One thing that has kept me from doing Linda Tellington-Jones TTeam work on a regular basis is because it is overwhelming. MM could become the same way because doing a full body massage would take me at least an hour. While I’ll try to set aside one day a week for a complete bodywork session, I’ve been doing shorter bursts, focusing on the neck, head, shoulders and forelegs for the last two weeks. These are the areas where Z shows the most resistance to being touched, handled or having you in her space.
When I begin with an Air Gap to Egg Yolk touch (Masterson’s description of amount of pressure, see other posts), Z immediately gives a blink on the Bladder Meridian anywhere from 4-8 inches down from her poll. I’ll stay in this spot with pressure that does not allow bracing (more pressure = horse pushes back) and after about 60 to 120 seconds into this, Z wants to move.

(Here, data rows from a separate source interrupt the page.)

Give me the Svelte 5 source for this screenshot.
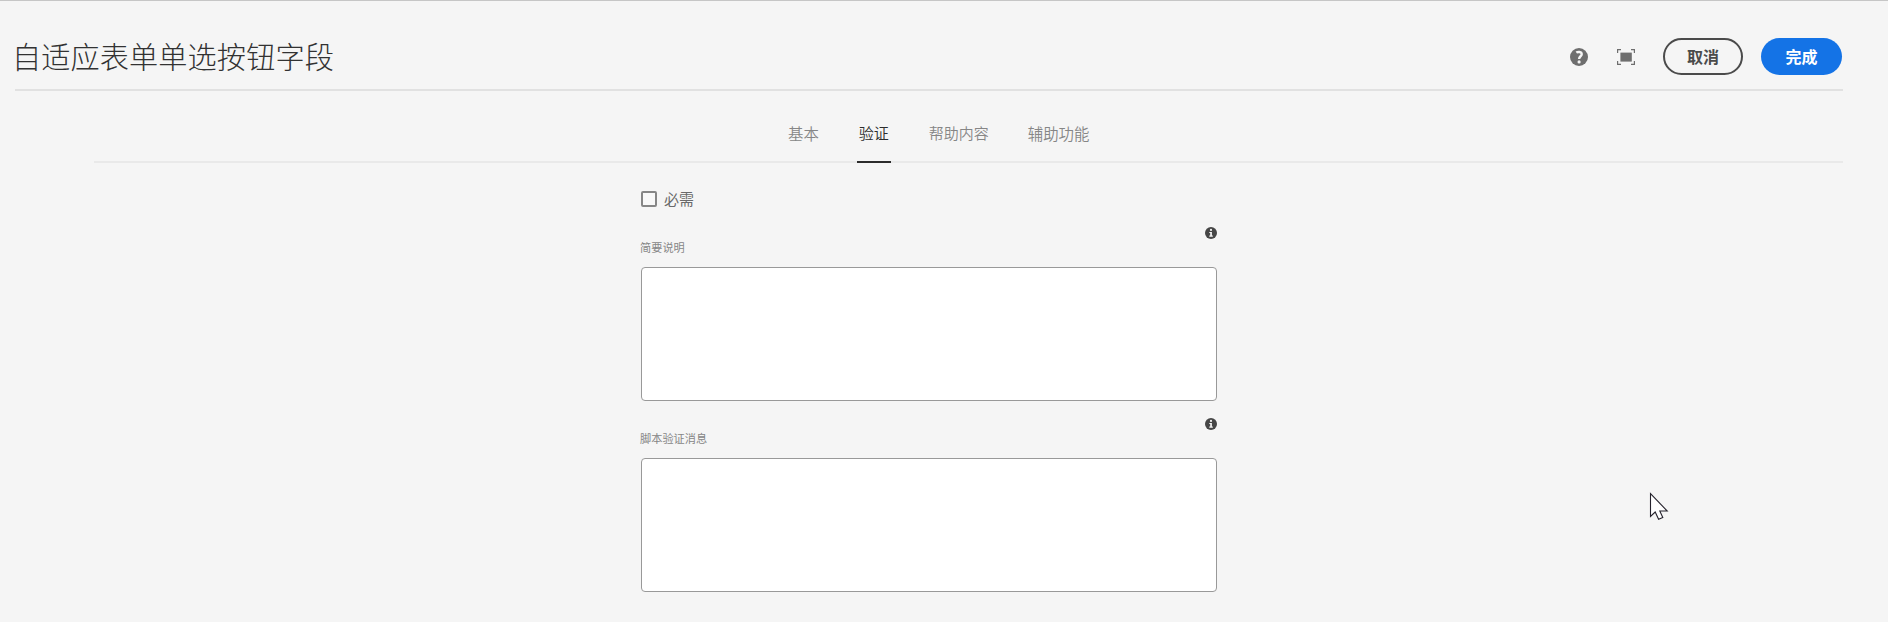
<script>
  let active = $state(1);
  const tabs = ['基本', '验证', '帮助内容', '辅助功能'];
  const fields = ['简要说明', '脚本验证消息'];
</script>

<div class="page">
  <header>
    <h1>自适应表单单选按钮字段</h1>
    <div class="actions">
      <button class="icon help" aria-label="帮助">
        <svg width="18" height="18" viewBox="0 0 18 18">
          <circle cx="9" cy="9" r="9" fill="#6e6e6e" />
          <path d="M6.3 4.6C7.6 3.7 11.7 3.3 11.7 6.3C11.7 8.2 9.1 8.4 9.1 10.9" fill="none" stroke="#f5f5f5" stroke-width="2.4" />
          <circle cx="9.1" cy="13.9" r="1.6" fill="#f5f5f5" />
        </svg>
      </button>
      <button class="icon full" aria-label="全屏">
        <svg width="18" height="16" viewBox="0 0 18 16">
          <rect x="3.4" y="3.6" width="11.4" height="9" fill="#6e6e6e" />
          <path d="M.6 4V.6H4M14 .6H17.4V4M17.4 12V15.4H14M4 15.4H.6V12" fill="none" stroke="#6e6e6e" stroke-width="1.2" />
        </svg>
      </button>
      <button class="pill cancel">取消</button>
      <button class="pill done">完成</button>
    </div>
  </header>

  <nav>
    {#each tabs as tab, i}
      <button class="tab" class:active={active === i} onclick={() => (active = i)}>{tab}</button>
    {/each}
  </nav>

  <main>
    <label class="check"><span class="box"></span><span>必需</span></label>
    {#each fields as field}
      <section>
        <svg class="info" width="12" height="12" viewBox="0 0 12 12">
          <circle cx="6" cy="6" r="6" fill="#464646" />
          <circle cx="6" cy="2.9" r="1.1" fill="#f5f5f5" />
          <path d="M4.3 5H6.9V8.6H7.8V9.7H4.3V8.6H5.2V6.1H4.3Z" fill="#f5f5f5" />
        </svg>
        <div class="name">{field}</div>
        <textarea aria-label={field}></textarea>
      </section>
    {/each}
  </main>

  <svg class="cursor" width="20" height="29" viewBox="0 0 20 29">
    <path d="M1.5 1.5V24.5L6.2 20L9.6 27.3L13.8 25.5L10.8 19H18.2Z" fill="#fff" stroke="#25222c" stroke-width="1.1" />
  </svg>
</div>

<style>
  :global(body) {
    background: #f5f5f5;
  }
  .page {
    position: relative;
    box-sizing: border-box;
    height: 622px;
    overflow: hidden;
    border-top: 1px solid #c6c6c6;
    background: #f5f5f5;
    color: #323232;
    font-family: "Noto Sans CJK SC", sans-serif;
  }
  button {
    padding: 0;
    border: 0;
    background: none;
    color: inherit;
    font-family: inherit;
  }
  header {
    display: flex;
    align-items: flex-start;
    justify-content: space-between;
    box-sizing: border-box;
    height: 90px;
    margin: 0 45px 0 15px;
    border-bottom: 2px solid #e1e1e1;
  }
  h1 {
    margin: 34px 0 0 -3px;
    font-size: 29.2px;
    line-height: 40px;
    font-family: "Noto Sans CJK SC Light", "Noto Sans CJK SC", sans-serif;
    font-weight: 300;
    letter-spacing: 0.08px;
  }
  .actions {
    display: flex;
    align-items: center;
    margin-top: 37px;
  }
  .icon svg {
    display: block;
  }
  .help {
    margin-right: 29px;
  }
  .full {
    margin-right: 28px;
  }
  .pill {
    box-sizing: border-box;
    width: 80px;
    height: 37px;
    padding-bottom: 2px;
    border-radius: 19px;
    font-size: 16px;
    line-height: 30px;
    font-weight: 700;
  }
  .cancel {
    border: 2px solid #4b4b4b;
    color: #4b4b4b;
  }
  .done {
    width: 81px;
    margin: 0 1px 0 18px;
    background: #1473e6;
    color: #fff;
  }
  nav {
    display: flex;
    gap: 35px;
    box-sizing: border-box;
    height: 72px;
    margin: 0 45px 0 94px;
    padding-left: 692px;
    border-bottom: 2px solid #e9e9e9;
  }
  .tab {
    box-sizing: border-box;
    height: 72px;
    padding: 30px 2px 16px;
    border-bottom: 2px solid transparent;
    color: #868686;
    font-size: 15.4px;
    line-height: 24px;
    font-weight: 350;
    white-space: nowrap;
  }
  .tab.active {
    border-color: #2c2c2c;
    color: #2c2c2c;
  }
  .tab:nth-child(2) {
    margin-left: 1px;
    font-size: 15px;
  }
  .tab:nth-child(3) {
    margin-left: 1px;
    font-size: 15px;
  }
  main {
    width: 576px;
    margin-left: 641px;
  }
  .check {
    display: flex;
    align-items: center;
    gap: 7px;
    height: 24px;
    padding-top: 24px;
    color: #6a6a6a;
    font-size: 15px;
    line-height: 24px;
  }
  .box {
    box-sizing: border-box;
    width: 16px;
    height: 16px;
    border: 2px solid #868686;
    border-radius: 2px;
    background: #f8f8f8;
  }
  section {
    display: flex;
    flex-direction: column;
    height: 175px;
    padding-top: 16px;
  }
  .info {
    flex: none;
    align-self: flex-end;
  }
  .name {
    height: 16px;
    margin: 0 0 12px -1px;
    color: #868686;
    font-size: 11.2px;
    line-height: 16px;
  }
  textarea {
    display: block;
    box-sizing: border-box;
    width: 576px;
    height: 134px;
    padding: 8px;
    border: 1px solid #999;
    border-radius: 4px;
    outline: 0;
    resize: none;
    background: #fff;
  }
  .cursor {
    position: absolute;
    left: 1649px;
    top: 491px;
  }
</style>
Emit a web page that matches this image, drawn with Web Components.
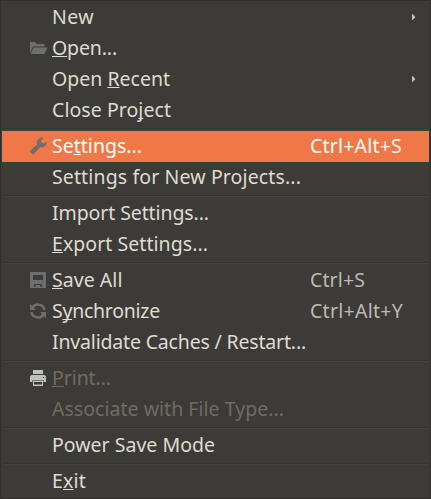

Originally, I prevented the moving. The moving is a way for her to deflect feeling anything about what I’m doing – a displacement mannerism. By displacing, the horse is able to disperse the negative tension into another behavior — for example, the horse who has a sore back, grinds it’s teeth rather then throw it’s rider.
If you’ve ever had your own massage you may know that feeling when an area of your body is worked that you are hesitant to have touched because of pain or sensitivity. You would also know that if you can let it be worked, that area releases in a huge way. Usually this squirming (according to MM and what I’ve seen and personally experienced) precurses a release.
As I experimented, I decided that I would allow the moving, but I would not remove my hand. Even this light pressure, especially on her right side, would start to cause a rushing walk (“get away from me! make it STOPPPPPPP!”). Eventually, I worked out that I would let her take about 3-5 walk steps before bringing her gently back to stop, all without removing my touch.
My reasoning was movement was needed in order to process some of what was happening. Far more than humans, horses must have movement. I’ve written before about how movement can increase learning and processing. Peggy Cummings in her Connected Groundwork talks about letting the horse walk (usually a figure 8 pattern) after a release in order to aid processing. LTJ uses concentrated movement through grid patterns to aid focus and learning in the horse.
Invariably, after walking and then stopping, the release happens. I’m now getting the releases faster and larger as Z comes to know what to expect. Perhaps it is an increase in trust or that she has less tension to release since we have been consistent on the body work this month?
After a release, I do spool out the leadrope so she can choose the distance she wants from me. This allows her body privacy if she would rather – something that is often very important to reserved horses.
I’ve already seen changes in her scapula area and a lessening of resistance when I enter areas of her neck which previously she should respond with very aggressive reactions (i.e. pinned ears, reaching around to bite) when touched or asked to bend. The flexion rotation on the right side has improved significantly. The forelegs are still a work in progress.
Yesterday, I added a small bit of Connected Groundwork. She was much more flexible and willing to participate.
I’ve been doing mouthwork to encourage her to open for the bit. I got it in on a couple of different occasions but each time she gave a minor panic after it went in by raising her head and starting to back. I went with her and just held it until she was ready to drop it out. Yesterday, though we had a good bitting session as she took it in and instead of being startled, mouthed the bit, dropping her head to feel it all out. She got a big carrot reward for that!
Meanwhile, I’ve been taking my Yoga ball out to the barn and while Z grazes. I roll about trying to open my sternum and gain flexbility in the right shoulder and arm. About 14 years ago, I broke three ribs off my sternum so it is easy for me to fall into a habit of collasping my chest.
The injury to my right bicep (most likely I tore the muscle) is recovered but I have spent the year protecting it and it is also reluctant to fully extend, especially over the head or backwards. Strangely, enough it is my left side, which has been protecting the right all this time that is the most resistant to being stretched! Boy, does it hurt! OUCH!